Volunteering at a high kill inner city shelter takes its toll. There's the smell, which even after a shower you can't seem to get out of your nose; the noise, which you hear long after you leave, and the endless pain of watching the dogs-dogs you have fallen in love with at first sight-getting sick with kennel cough within three days and then euthanized for something that could be treated with a quick round of antibiotics. It will keep you up at night, knowing that your shelter can't afford sedatives, so the dog is being muzzled, given a shot to stop their heart, and then walked across the room to the freezer as far as they can go before they die because the vet tech-who wears a back brace-can't carry all those bodies, one after the other, any further than he has to.

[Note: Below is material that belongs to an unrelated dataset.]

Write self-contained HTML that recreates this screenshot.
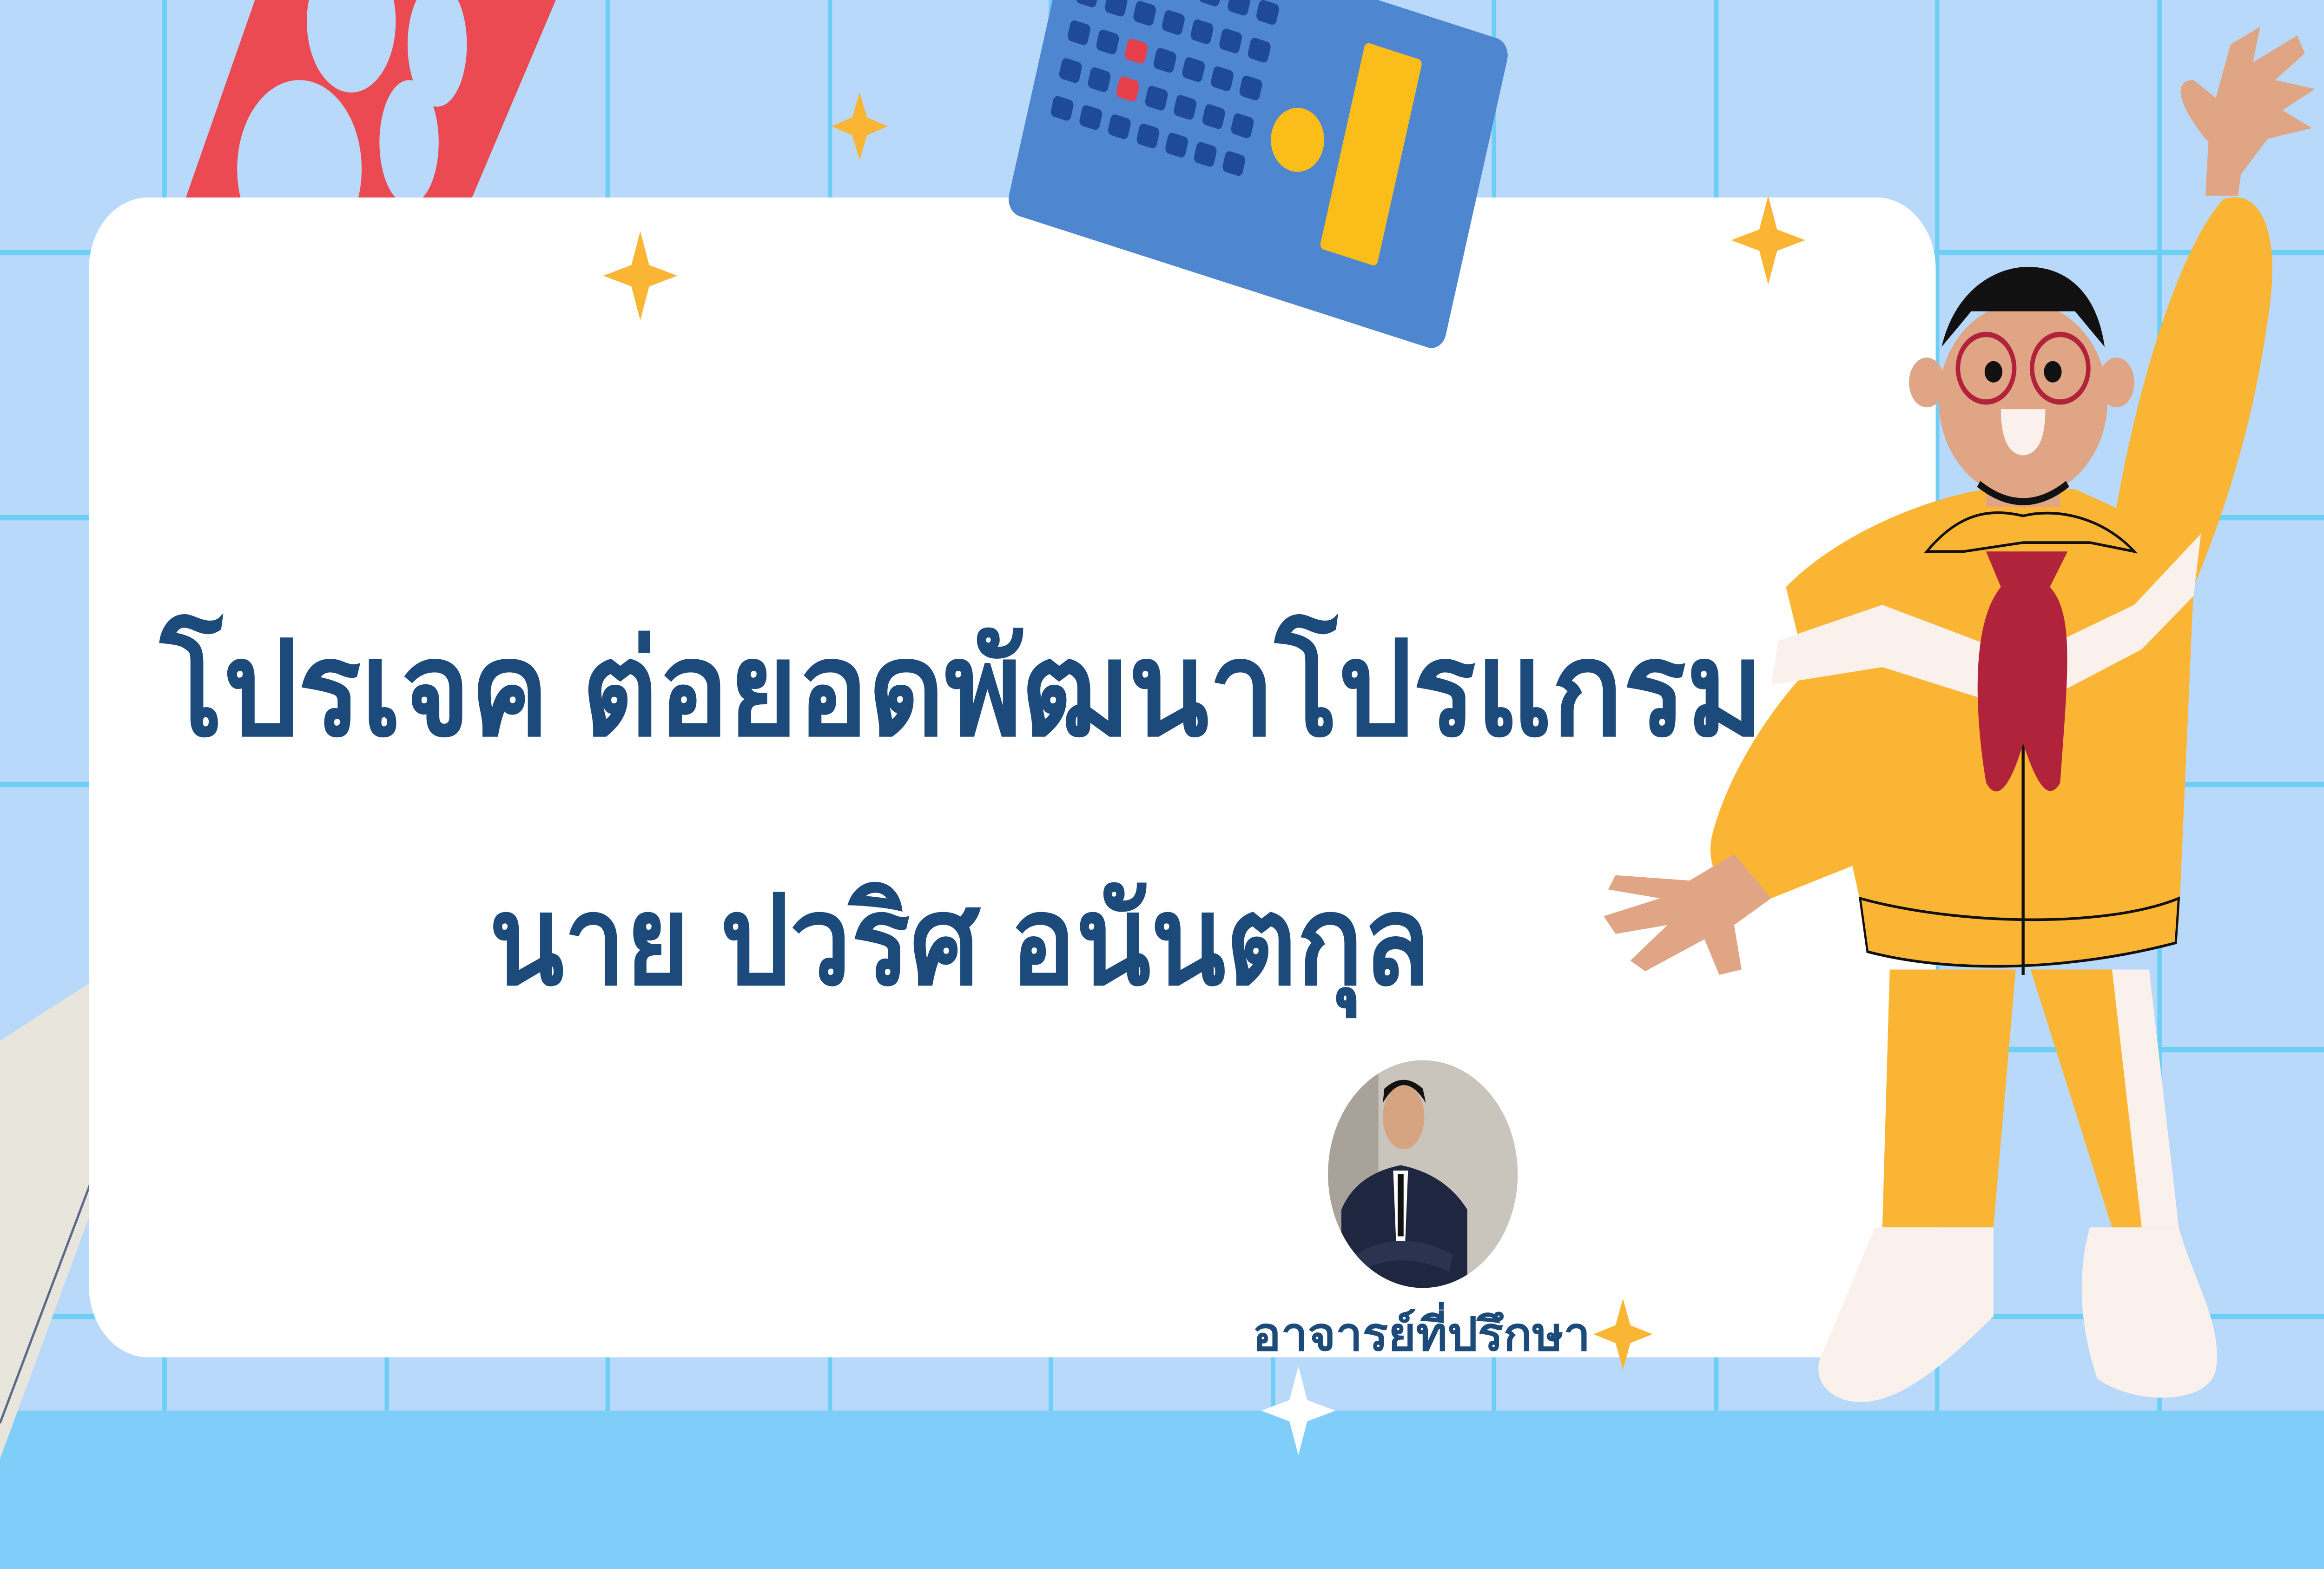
<!DOCTYPE html>
<html><head><meta charset="utf-8"><style>
html,body{margin:0;padding:0;width:100vw;height:100vh;overflow:hidden;background:#b8d9fa}
svg{display:block;width:100vw;height:100vh}
</style></head><body>
<svg viewBox="0 0 1568 882" preserveAspectRatio="none" xmlns="http://www.w3.org/2000/svg">
<rect width="1568" height="882" fill="#b8d9fa"/>
<g stroke="#6dcff5" stroke-width="3">
<line x1="111" y1="0" x2="111" y2="882"/><line x1="261" y1="0" x2="261" y2="882"/><line x1="410" y1="0" x2="410" y2="882"/><line x1="560" y1="0" x2="560" y2="882"/><line x1="709" y1="0" x2="709" y2="882"/><line x1="859" y1="0" x2="859" y2="882"/><line x1="1008" y1="0" x2="1008" y2="882"/><line x1="1158" y1="0" x2="1158" y2="882"/><line x1="1307" y1="0" x2="1307" y2="882"/><line x1="1457" y1="0" x2="1457" y2="882"/>
<line x1="0" y1="142" x2="1568" y2="142"/><line x1="0" y1="291" x2="1568" y2="291"/><line x1="0" y1="441" x2="1568" y2="441"/><line x1="0" y1="590" x2="1568" y2="590"/><line x1="0" y1="740" x2="1568" y2="740"/>
</g>
<rect x="0" y="793" width="1568" height="89" fill="#7ecef9"/>
<path d="M172,0 L375,0 L318,112 L125,112 Z" fill="#eb4a52"/>
<ellipse cx="202" cy="95" rx="42" ry="50" fill="#b8d9fa"/>
<ellipse cx="237" cy="12" rx="30" ry="40" fill="#b8d9fa"/>
<ellipse cx="295" cy="25" rx="20" ry="35" fill="#b8d9fa"/>
<ellipse cx="276" cy="80" rx="20" ry="35" fill="#b8d9fa"/>
<path d="M0,585 L112,525 Q128,522 124,540 L0,820 Z" fill="#e8e5dc"/>
<path d="M120,535 L0,800" stroke="#5a6a88" stroke-width="1.5" fill="none"/>
<rect x="60" y="111" width="1246" height="652" rx="40" fill="#fff"/>
<g transform="rotate(15 840 95)">
<rect x="690" y="-20" width="305" height="180" rx="10" fill="#4f86d0"/>
<rect x="900" y="5" width="40" height="120" rx="3" fill="#fbbd1a"/>
<circle cx="870" cy="70" r="18" fill="#fbbd1a"/>
<g fill="#1f4a9a">
<rect x="705" y="0" width="14" height="12" rx="3"/><rect x="725" y="0" width="14" height="12" rx="3"/><rect x="745" y="0" width="14" height="12" rx="3"/><rect x="765" y="0" width="14" height="12" rx="3"/><rect x="785" y="0" width="14" height="12" rx="3"/><rect x="805" y="0" width="14" height="12" rx="3"/><rect x="825" y="0" width="14" height="12" rx="3"/>
<rect x="705" y="22" width="14" height="12" rx="3"/><rect x="725" y="22" width="14" height="12" rx="3"/><rect x="745" y="22" width="14" height="12" rx="3"/><rect x="765" y="22" width="14" height="12" rx="3"/><rect x="785" y="22" width="14" height="12" rx="3"/><rect x="805" y="22" width="14" height="12" rx="3"/><rect x="825" y="22" width="14" height="12" rx="3"/>
<rect x="705" y="44" width="14" height="12" rx="3"/><rect x="725" y="44" width="14" height="12" rx="3"/><rect x="765" y="44" width="14" height="12" rx="3"/><rect x="785" y="44" width="14" height="12" rx="3"/><rect x="805" y="44" width="14" height="12" rx="3"/><rect x="825" y="44" width="14" height="12" rx="3"/>
<rect x="705" y="66" width="14" height="12" rx="3"/><rect x="725" y="66" width="14" height="12" rx="3"/><rect x="765" y="66" width="14" height="12" rx="3"/><rect x="785" y="66" width="14" height="12" rx="3"/><rect x="805" y="66" width="14" height="12" rx="3"/><rect x="825" y="66" width="14" height="12" rx="3"/>
<rect x="705" y="88" width="14" height="12" rx="3"/><rect x="725" y="88" width="14" height="12" rx="3"/><rect x="745" y="88" width="14" height="12" rx="3"/><rect x="765" y="88" width="14" height="12" rx="3"/><rect x="785" y="88" width="14" height="12" rx="3"/><rect x="805" y="88" width="14" height="12" rx="3"/><rect x="825" y="88" width="14" height="12" rx="3"/>
</g>
<rect x="745" y="44" width="14" height="12" rx="3" fill="#e8404a"/><rect x="745" y="66" width="14" height="12" rx="3" fill="#e8404a"/>
</g>
<g fill="#fbb535">
<path d="M432,130 L438,149 L457,155 L438,161 L432,180 L426,161 L407,155 L426,149 Z"/>
<path d="M580,52 L585,66 L599,71 L585,76 L580,90 L575,76 L561,71 L575,66 Z"/>
<path d="M1193,110 L1199,129 L1218,135 L1199,141 L1193,160 L1187,141 L1168,135 L1187,129 Z"/>
<path d="M1095,730 L1100,745 L1115,750 L1100,755 L1095,770 L1090,755 L1075,750 L1090,745 Z"/>
</g>
<path d="M876,768 L882,787 L901,793 L882,799 L876,818 L870,799 L851,793 L870,787 Z" fill="#fff"/>
<g>
<path d="M1425,300 C1440,220 1470,140 1500,112 C1525,105 1540,130 1530,180 C1520,240 1500,290 1480,330 L1440,390 Z" fill="#fbb535"/>
<path d="M1488,110 L1490,80 C1470,60 1465,45 1480,45 L1495,55 L1505,25 L1525,15 L1520,35 L1550,20 L1555,30 L1535,45 L1562,50 L1540,62 L1560,72 L1530,78 L1512,98 L1510,110 Z" fill="#dfa584"/>
<path d="M1300,330 C1230,350 1170,420 1155,470 C1150,490 1165,510 1195,505 L1270,480 Z" fill="#fbb535"/>
<path d="M1170,480 L1140,495 L1090,492 L1085,500 L1120,505 L1082,515 L1090,525 L1125,520 L1100,540 L1110,546 L1150,528 L1160,548 L1175,545 L1170,520 L1195,505 Z" fill="#dfa584"/>
<path d="M1275,545 L1360,545 L1345,690 L1270,690 Z" fill="#fbb535"/>
<path d="M1370,545 L1450,545 L1470,690 L1425,690 Z" fill="#fbb535"/>
<path d="M1425,545 L1450,545 L1470,690 L1445,690 Z" fill="#fbf1ec"/>
<path d="M1205,330 C1240,300 1300,280 1340,275 L1400,275 C1440,290 1470,300 1480,330 L1470,520 L1260,525 L1240,450 Z" fill="#fbb535"/>
<path d="M1200,360 L1270,340 L1365,370 L1440,340 L1485,300 L1480,335 L1445,365 L1365,400 L1270,375 L1195,385 Z" fill="#fbf1ec"/>
<path d="M1255,505 C1320,520 1420,522 1470,505 L1468,530 C1400,545 1320,548 1260,535 Z" fill="#fbb535" stroke="#111" stroke-width="1.5"/>
<line x1="1365" y1="400" x2="1365" y2="548" stroke="#111" stroke-width="2"/>
<path d="M1300,310 C1320,290 1340,285 1365,290 C1390,285 1420,292 1440,310 L1410,305 L1365,305 L1325,310 Z" fill="#fbb535" stroke="#111" stroke-width="1.5"/>
<path d="M1340,310 L1395,310 L1383,330 C1400,345 1395,380 1390,440 C1380,455 1370,430 1365,418 C1360,432 1350,455 1340,440 C1332,400 1330,350 1350,330 Z" fill="#b0233a"/>
<circle cx="1408" cy="338" r="13" fill="#fbb535"/>
<rect x="1340" y="255" width="50" height="30" fill="#dfa584"/>
<ellipse cx="1300" cy="215" rx="12" ry="14" fill="#dfa584"/>
<ellipse cx="1428" cy="215" rx="12" ry="14" fill="#dfa584"/>
<ellipse cx="1365" cy="225" rx="57" ry="55" fill="#dfa584"/>
<path d="M1310,195 C1320,160 1350,150 1368,150 C1395,150 1415,165 1420,195 L1400,175 L1330,175 Z" fill="#111"/>
<circle cx="1340" cy="207" r="19" fill="none" stroke="#b0233a" stroke-width="3"/>
<circle cx="1390" cy="207" r="19" fill="none" stroke="#b0233a" stroke-width="3"/>
<circle cx="1345" cy="209" r="6" fill="#111"/><circle cx="1385" cy="209" r="6" fill="#111"/>
<path d="M1350,230 L1380,230 Q1380,255 1365,256 Q1350,255 1350,230 Z" fill="#fbf1ec"/>
<path d="M1335,272 Q1365,292 1395,272" stroke="#111" stroke-width="4" fill="none"/>
<path d="M1265,690 L1345,690 L1345,740 C1320,760 1290,785 1260,788 C1235,790 1220,775 1230,760 Z" fill="#fbf1ec"/>
<path d="M1410,690 L1470,690 C1480,720 1500,745 1495,770 C1490,790 1440,790 1415,775 C1405,750 1400,720 1410,690 Z" fill="#fbf1ec"/>
</g>
<text x="108" y="413" font-family="'Liberation Sans','DejaVu Sans',sans-serif" font-weight="bold" font-size="74" fill="#1c4a7a" textLength="1082" lengthAdjust="spacingAndGlyphs">โปรเจค ต่อยอดพัฒนาโปรแกรม</text>
<text x="330" y="553" font-family="'Liberation Sans','DejaVu Sans',sans-serif" font-weight="bold" font-size="70" fill="#1c4a7a" textLength="635" lengthAdjust="spacingAndGlyphs">นาย ปวริศ อนันตกุล</text>
<defs><clipPath id="c"><circle cx="960" cy="660" r="64"/></clipPath></defs>
<g clip-path="url(#c)">
<rect x="890" y="590" width="140" height="140" fill="#c9c4bc"/>
<rect x="890" y="590" width="40" height="140" fill="#a8a29a"/>
<path d="M905,730 L905,680 Q915,660 945,655 Q975,660 990,680 L990,730 Z" fill="#1f2640"/>
<path d="M940,658 L950,658 L948,700 L945,705 L942,700 Z" fill="#fff"/>
<rect x="943" y="660" width="4" height="35" fill="#111"/>
<ellipse cx="947" cy="628" rx="14" ry="18" fill="#d7a482"/>
<path d="M933,620 Q947,600 962,620 L960,612 Q947,602 934,612 Z" fill="#111"/>
<path d="M915,705 Q945,690 980,705 L978,715 Q945,702 917,715 Z" fill="#2b3350"/>
</g>
<text x="845" y="759" font-family="'Liberation Sans','DejaVu Sans',sans-serif" font-weight="bold" font-size="26" fill="#1c4a7a" textLength="228" lengthAdjust="spacingAndGlyphs">อาจารย์ที่ปรึกษา</text>
</svg>
</body></html>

What also haunts so many of us is the knowledge that the dogs aren't the only ones suffering. There are the owners who have left them behind.
When I first began volunteering, I would feel frustration with people who relinquished their dogs. I needed to put my anger somewhere, anger that grew as I comforted these crying, shaking dogs in my lap, and it was easy to imagine that these owners had not exhausted all their options. My fellow volunteers and I spent hours trying and often failing to emergently find their former dogs new homes, writing biographies for them based on their intake information ("Buddy has lived with cats and dogs and kids! He's housetrained!") only to walk them to the euthanasia room the next morning. When I would meet people relinquishing their dogs outside the shelter and say, "Have you explored all your options? You know this is a high kill shelter, right?" They would often shrug. It would take years until I understood my unintended arrogance and the kindness of their leaving it at a shrug.